In otherwords - planting a tree has complex effects in nature. While it is a good thing for all kinds of reasons - we should be "recanopying" our cities to reduce the need for air conditioning, reducing smog and so on - we can't expect this to dent the global warming problem in ways that we can pin down and measure, and thus put into treaties and charge people for.
Contrast this with preventing carbon from getting into the atmosphere in the first place. Almost none of the activities - combustion being numero uno - have the complex counterlevering results of planting vegetation or shifting land use. Instead, they kill plants where we mine, the kill them where we build developments, they kill them where we dump the waste. And they are simple to track and simple to deal with - cutting down methane and C02 emissions, as well as some aersols and other assorted trace gases - reduces the stress on the sink. The natural sink process will be better at finding ways of absorbing carbon - that is what life does, sink carbon in physical forms - than we are. We can certainly encourage the sink process, by giving over as much land and sea as possible to natural growth and perserving wilderness, but meddling to much in the selection is not going to produce demonstrable wins. Again, the reasons for this are complex, but they have to do with the feedback loop of life and the atmosphere.
Summary
Trees still sink more global warming than they cause, but they don't sink as much of it as we thought, for as long.
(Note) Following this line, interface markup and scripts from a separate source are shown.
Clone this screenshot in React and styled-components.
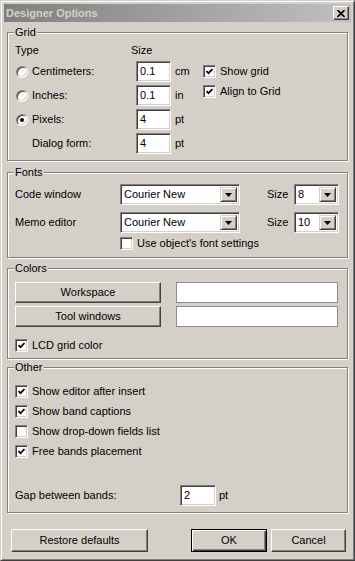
import React from "react";
import styled, { createGlobalStyle } from "styled-components";

const Global = createGlobalStyle`
  html, body { margin: 0; padding: 0; background: #d4d0c8; }
  body {
    font-family: "Liberation Sans", Arial, sans-serif;
    font-size: 11px;
    line-height: 13px;
    color: #000;
  }
`;

const Window = styled.div`
  width: 355px;
  height: 561px;
  box-sizing: border-box;
  background: #d4d0c8;
  border: 1px solid;
  border-color: #d4d0c8 #404040 #404040 #d4d0c8;
  box-shadow: inset 1px 1px #fff, inset -1px -1px #808080;
  padding: 3px;
  display: flex;
  flex-direction: column;
`;

const TitleBar = styled.div`
  height: 18px;
  display: flex;
  align-items: center;
  justify-content: space-between;
  padding: 0 2px 0 2px;
  background: linear-gradient(to right, #808080, #c0c0c0);
`;

const Title = styled.span`
  font-weight: bold;
  color: #d4d0c8;
`;

const raised = `
  background: #d4d0c8;
  border: 1px solid;
  border-color: #fff #404040 #404040 #fff;
  box-shadow: inset -1px -1px #808080;
  box-sizing: border-box;
`;

const sunken = `
  background: #fff;
  border: 1px solid;
  border-color: #808080 #fff #fff #808080;
  box-shadow: inset 1px 1px #404040, inset -1px -1px #d4d0c8;
  box-sizing: border-box;
`;

const CloseButton = styled.div`
  ${raised}
  width: 16px;
  height: 14px;
  display: flex;
  align-items: center;
  justify-content: center;
`;

const Group = styled.fieldset`
  margin: ${(p) => p.$mt}px 3px 0;
  padding: ${(p) => p.$pt}px 7px ${(p) => p.$pb}px;
  border: 1px solid #808080;
  box-shadow: inset 1px 1px #fff, 1px 1px #fff;
  min-width: 0;
`;

const Legend = styled.legend`
  padding: 0 1px;
  margin-left: -1px;
  line-height: 13px;
  background: #d4d0c8;
`;

const GridBody = styled.div`
  display: flex;
`;

const Column = styled.div`
  display: flex;
  flex-direction: column;
  gap: ${(p) => p.$gap || 0}px;
  padding-top: ${(p) => p.$pt || 0}px;
`;

const HeaderRow = styled.div`
  display: flex;
  height: 13px;
  margin-bottom: 4px;
`;

const HeaderCell = styled.span`
  width: ${(p) => p.$w}px;
`;

const Row = styled.div`
  display: flex;
  align-items: center;
  height: ${(p) => p.$h || 21}px;
  margin-top: ${(p) => p.$mt || 0}px;
`;

const Label = styled.span`
  width: ${(p) => p.$w}px;
  flex-shrink: 0;
  display: flex;
  align-items: center;
  gap: 4px;
`;

const RadioLabel = styled.label`
  width: 121px;
  display: flex;
  align-items: center;
  padding-left: ${(p) => (p.$plain ? 17 : 1)}px;
  box-sizing: border-box;
  gap: 4px;
`;

const RadioCircle = styled.span`
  width: 12px;
  height: 12px;
  border-radius: 50%;
  background: #fff;
  box-sizing: border-box;
  border: 1px solid;
  border-color: #808080 #fff #fff #808080;
  box-shadow: inset 1px 1px #404040, inset -1px -1px #d4d0c8;
  display: flex;
  align-items: center;
  justify-content: center;
  &::after {
    content: "";
    width: 4px;
    height: 4px;
    border-radius: 50%;
    background: ${(p) => (p.$on ? "#000" : "transparent")};
  }
`;

const TextBox = styled.div`
  ${sunken}
  width: ${(p) => p.$w}px;
  height: 21px;
  padding: 0 3px;
  display: flex;
  align-items: center;
`;

const PlainBox = styled.div`
  width: ${(p) => p.$w}px;
  height: 21px;
  box-sizing: border-box;
  background: #fff;
  border: 1px solid #8c8c8c;
`;

const Unit = styled.span`
  width: 32px;
  padding-left: 4px;
  box-sizing: border-box;
`;

const CheckRow = styled.label`
  display: flex;
  align-items: center;
  gap: 4px;
  height: 20px;
  margin-left: ${(p) => p.$ml || 0}px;
`;

const Box = styled.span`
  ${sunken}
  width: 13px;
  height: 13px;
  display: flex;
  align-items: center;
  justify-content: center;
`;

const Combo = styled.div`
  ${sunken}
  width: ${(p) => p.$w}px;
  height: 21px;
  padding: 2px;
  display: flex;
  align-items: stretch;
`;

const ComboText = styled.span`
  flex: 1;
  display: flex;
  align-items: center;
  padding-left: 1px;
`;

const DropButton = styled.span`
  ${raised}
  box-shadow: inset 1px 1px #fff, inset -1px -1px #808080;
  border-color: #d4d0c8 #404040 #404040 #d4d0c8;
  width: 17px;
  display: flex;
  align-items: center;
  justify-content: center;
`;

const PushButton = styled.div`
  ${raised}
  width: ${(p) => p.$w}px;
  height: ${(p) => p.$h || 21}px;
  display: flex;
  align-items: center;
  justify-content: center;
  ${(p) =>
    p.$default &&
    `
    border: 1px solid #000;
    box-shadow: inset 1px 1px #fff, inset -1px -1px #404040, inset -2px -2px #808080;
  `}
`;

const ColorRow = styled.div`
  display: flex;
  gap: 15px;
`;

const Footer = styled.div`
  display: flex;
  align-items: center;
  margin: 16px 5px 0 7px;
`;

const Spacer = styled.div`
  flex: 1;
`;

const Check = ({ on }) => (
  <Box>
    {on && (
      <svg width="7" height="7" viewBox="0 0 7 7">
        <polyline points="0.5,3 2.5,5.2 6.5,1" fill="none" stroke="#000" strokeWidth="1.7" />
      </svg>
    )}
  </Box>
);

const CheckItem = ({ on, children, ml }) => (
  <CheckRow $ml={ml}>
    <Check on={on} />
    <span>{children}</span>
  </CheckRow>
);

const Arrow = () => (
  <svg width="7" height="4" viewBox="0 0 7 4">
    <polygon points="0,0 7,0 3.5,4" fill="#000" />
  </svg>
);

const ComboBox = ({ w, value }) => (
  <Combo $w={w}>
    <ComboText>{value}</ComboText>
    <DropButton>
      <Arrow />
    </DropButton>
  </Combo>
);

const gridRows = [
  { label: "Centimeters:", value: "0.1", unit: "cm", radio: true },
  { label: "Inches:", value: "0.1", unit: "in", radio: true },
  { label: "Pixels:", value: "4", unit: "pt", radio: true, on: true },
  { label: "Dialog form:", value: "4", unit: "pt" },
];

const otherChecks = [
  { text: "Show editor after insert", on: true },
  { text: "Show band captions", on: true },
  { text: "Show drop-down fields list", on: false },
  { text: "Free bands placement", on: true },
];

const App = () => (
  <>
    <Global />
    <Window>
      <TitleBar>
        <Title>Designer Options</Title>
        <CloseButton>
          <svg width="8" height="7" viewBox="0 0 8 7">
            <path d="M0.5 0 L7.5 7 M7.5 0 L0.5 7" stroke="#000" strokeWidth="1.6" />
          </svg>
        </CloseButton>
      </TitleBar>

      <Group $mt={4} $pt={5} $pb={6}>
        <Legend>Grid</Legend>
        <GridBody>
          <Column>
            <HeaderRow>
              <HeaderCell $w={116}>Type</HeaderCell>
              <HeaderCell $w={40}>Size</HeaderCell>
            </HeaderRow>
            <Column $gap={3}>
              {gridRows.map((r) => (
                <Row key={r.label}>
                  <RadioLabel $plain={!r.radio}>
                    {r.radio && <RadioCircle $on={r.on} />}
                    <span>{r.label}</span>
                  </RadioLabel>
                  <TextBox $w={35}>{r.value}</TextBox>
                  <Unit>{r.unit}</Unit>
                </Row>
              ))}
            </Column>
          </Column>
          <Column $pt={17}>
            <CheckItem on>Show grid</CheckItem>
            <CheckItem on>Align to Grid</CheckItem>
          </Column>
        </GridBody>
      </Group>

      <Group $mt={5} $pt={5} $pb={4}>
        <Legend>Fonts</Legend>
        <Row>
          <Label $w={105}>Code window</Label>
          <ComboBox w={120} value="Courier New" />
          <Label $w={27} style={{ marginLeft: 27 }}>Size</Label>
          <ComboBox w={45} value="8" />
        </Row>
        <Row $mt={7}>
          <Label $w={105}>Memo editor</Label>
          <ComboBox w={120} value="Courier New" />
          <Label $w={27} style={{ marginLeft: 27 }}>Size</Label>
          <ComboBox w={45} value="10" />
        </Row>
        <CheckItem ml={105}>Use object's font settings</CheckItem>
      </Group>

      <Group $mt={4} $pt={7} $pb={3}>
        <Legend>Colors</Legend>
        <Column $gap={3}>
          <ColorRow>
            <PushButton $w={146}>Workspace</PushButton>
            <PlainBox $w={162} />
          </ColorRow>
          <ColorRow>
            <PushButton $w={146}>Tool windows</PushButton>
            <PlainBox $w={162} />
          </ColorRow>
        </Column>
        <Row $h={20} $mt={8}>
          <CheckItem on>LCD grid color</CheckItem>
        </Row>
      </Group>

      <Group $mt={2} $pt={7} $pb={6}>
        <Legend>Other</Legend>
        {otherChecks.map((c) => (
          <CheckItem key={c.text} on={c.on}>
            {c.text}
          </CheckItem>
        ))}
        <Row $mt={24}>
          <Label $w={165}>Gap between bands:</Label>
          <TextBox $w={36}>2</TextBox>
          <Unit style={{ paddingLeft: 3 }}>pt</Unit>
        </Row>
      </Group>

      <Footer>
        <PushButton $w={137} $h={23}>Restore defaults</PushButton>
        <Spacer />
        <PushButton $w={76} $h={23} $default>OK</PushButton>
        <PushButton $w={75} $h={23} style={{ marginLeft: 4 }}>Cancel</PushButton>
      </Footer>
    </Window>
  </>
);

export default App;
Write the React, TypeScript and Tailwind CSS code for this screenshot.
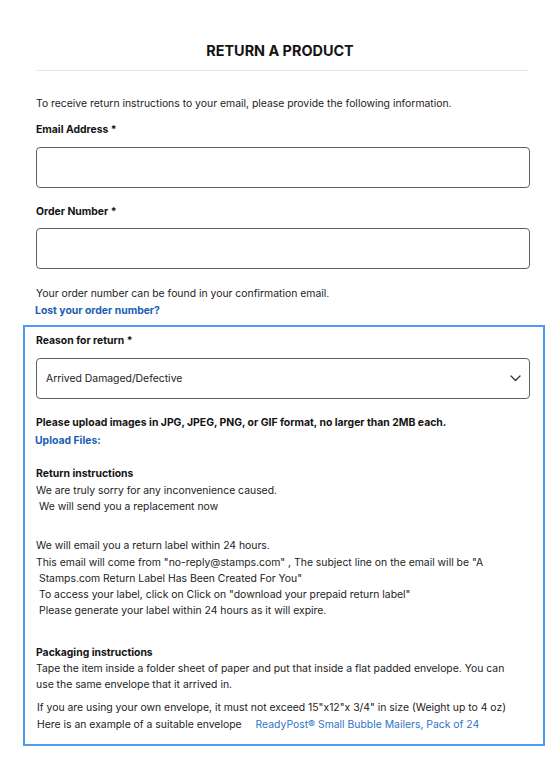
import React from "react";

const Chevron: React.FC = () => (
  <svg width="11" height="7" viewBox="0 0 11 7" fill="none">
    <polyline points="1,1 5.5,5.5 10,1" stroke="#333" strokeWidth="1.3" strokeLinecap="round" strokeLinejoin="round" />
  </svg>
);

export default function App() {
  return (
    <main className="min-h-screen bg-white font-['Inter','Liberation_Sans',sans-serif] text-[10.4px] leading-[16px] text-[#222]">
      <div className="pt-[41px] text-center">
        <h1 className="text-[14.4px] leading-[20px] font-bold text-[#141414]">RETURN A PRODUCT</h1>
      </div>

      <div className="pl-[23px] pr-[15px]">
        <div className="pl-[13px] pr-[15px] leading-[17px]">
          <div className="mt-[9px] h-px bg-[#e8e8e8] mr-[2px]" />

          <p className="mt-[24px]">To receive return instructions to your email, please provide the following information.</p>

          <label className="block mt-[9px] font-bold text-[#141414]">Email Address *</label>
          <input className="block mt-[9px] w-full h-[41px] border-[1.5px] border-[#5d645d] rounded-[4px] outline-none" type="text" />

          <label className="block mt-[15px] font-bold text-[#141414]">Order Number *</label>
          <input className="block mt-[8px] w-full h-[41px] border-[1.5px] border-[#5d645d] rounded-[4px] outline-none" type="text" />

          <p className="mt-[16px]">Your order number can be found in your confirmation email.</p>
          <a className="block font-bold text-[#1b5eb5] -ml-[1px]">Lost your order number?</a>
        </div>

        <div className="mt-[6px] border-2 border-[#4b9bf3] pl-[11px] pr-[13px] pt-[5px] pb-[11px]">
          <label className="block font-bold text-[#141414] leading-[17px]">Reason for return *</label>
          <div className="mt-[9px] flex items-center justify-between h-[41px] border-[1.5px] border-[#5d645d] rounded-[4px] pl-[9px] pr-[8px]">
            <span>Arrived Damaged/Defective</span>
            <Chevron />
          </div>

          <p className="mt-[15px] font-bold text-[#141414] leading-[17px]">Please upload images in JPG, JPEG, PNG, or GIF format, no larger than 2MB each.</p>
          <a className="block mt-[1px] font-bold text-[#1b5eb5] -ml-[1px] leading-[17px]">Upload Files:</a>

          <p className="mt-[17px] font-bold text-[#141414] leading-[16.5px]">Return instructions</p>
          <p className="leading-[16.5px]">We are truly sorry for any inconvenience caused.</p>
          <p className="pl-[3px] leading-[16.5px]">We will send you a replacement now</p>

          <p className="mt-[22px]">We will email you a return label within 24 hours.</p>
          <p className="mt-[1px]">This email will come from "no-reply@stamps.com" , The subject line on the email will be "A</p>
          <p className="pl-[3px]">Stamps.com Return Label Has Been Created For You"</p>
          <p className="pl-[3px]">To access your label, click on Click on "download your prepaid return label"</p>
          <p className="pl-[3px]">Please generate your label within 24 hours as it will expire.</p>

          <p className="mt-[26px] font-bold text-[#141414]">Packaging instructions</p>
          <p className="pr-[14px]">
            Tape the item inside a folder sheet of paper and put that inside a flat padded envelope. You can use the same
            envelope that it arrived in.
          </p>

          <p className="mt-[7px] pl-[1px]">If you are using your own envelope, it must not exceed 15"x12"x 3/4" in size (Weight up to 4 oz)</p>
          <p className="pl-[1px] mt-[1px]">
            Here is an example of a suitable envelope
            <a className="ml-[14px] text-[#2f73c6]">ReadyPost® Small Bubble Mailers, Pack of 24</a>
          </p>
        </div>
      </div>
    </main>
  );
}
So what this study means is that we are going to have to continue to improve our understanding of the carbon cycle. We are going to continue to have to improve the ways we credit and debit global warming credits. We are going to have to slash how much carbon we dump into the air, because plants, just like people, dump their wastes on to others if they can get away with it. The difference is that a tree only does as much of it as it needs to grow, as opposed to as much of it as it takes to be a billionaire several times over.